| Task objective |
Write out the material exactly, leaving every picture behind.
*** Supplied data ***
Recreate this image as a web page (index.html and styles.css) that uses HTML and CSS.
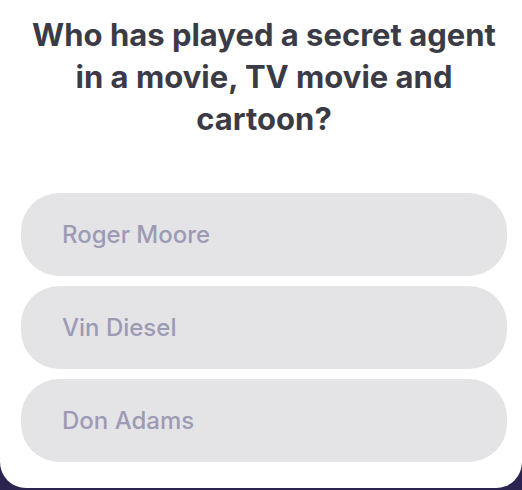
FILE: index.html
```html
<!DOCTYPE html>
<html>
<head>
<meta charset="utf-8">
<link rel="stylesheet" href="styles.css">
</head>
<body>
<div class="card">
  <h1 class="question">Who has played a secret agent<br>in a movie, TV movie and<br>cartoon?</h1>
  <div class="answers">
    <div class="answer">Roger Moore</div>
    <div class="answer">Vin Diesel</div>
    <div class="answer">Don Adams</div>
  </div>
</div>
</body>
</html>
```
FILE: styles.css
```css
html, body {
  margin: 0;
  padding: 0;
  background: #2b2350;
  height: 490px;
  overflow: hidden;
}
.card {
  background: #ffffff;
  height: 488px;
  border-radius: 0 0 26px 26px;
  box-sizing: border-box;
  padding: 14px 15px 0 21px;
  font-family: Inter, Lato, sans-serif;
}
.question {
  margin: 0;
  text-align: center;
  font-size: 31px;
  line-height: 42px;
  font-weight: 700;
  color: #3b3b46;
}
.answers {
  margin-top: 53px;
  display: flex;
  flex-direction: column;
  gap: 10px;
}
.answer {
  height: 83px;
  background: #e4e4e6;
  border-radius: 38px;
  display: flex;
  align-items: center;
  padding-left: 41px;
  font-size: 24px;
  font-weight: 500;
  color: #9d9ab6;
}
```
***
| Result of the exercise |
Recreate this image as a web page (index.html and styles.css) that uses HTML and CSS.
FILE: index.html
```html
<!DOCTYPE html>
<html>
<head>
<meta charset="utf-8">
<link rel="stylesheet" href="styles.css">
</head>
<body>
<div class="card">
  <h1 class="question">Who has played a secret agent<br>in a movie, TV movie and<br>cartoon?</h1>
  <div class="answers">
    <div class="answer">Roger Moore</div>
    <div class="answer">Vin Diesel</div>
    <div class="answer">Don Adams</div>
  </div>
</div>
</body>
</html>
```
FILE: styles.css
```css
html, body {
  margin: 0;
  padding: 0;
  background: #2b2350;
  height: 490px;
  overflow: hidden;
}
.card {
  background: #ffffff;
  height: 488px;
  border-radius: 0 0 26px 26px;
  box-sizing: border-box;
  padding: 14px 15px 0 21px;
  font-family: Inter, Lato, sans-serif;
}
.question {
  margin: 0;
  text-align: center;
  font-size: 31px;
  line-height: 42px;
  font-weight: 700;
  color: #3b3b46;
}
.answers {
  margin-top: 53px;
  display: flex;
  flex-direction: column;
  gap: 10px;
}
.answer {
  height: 83px;
  background: #e4e4e6;
  border-radius: 38px;
  display: flex;
  align-items: center;
  padding-left: 41px;
  font-size: 24px;
  font-weight: 500;
  color: #9d9ab6;
}
```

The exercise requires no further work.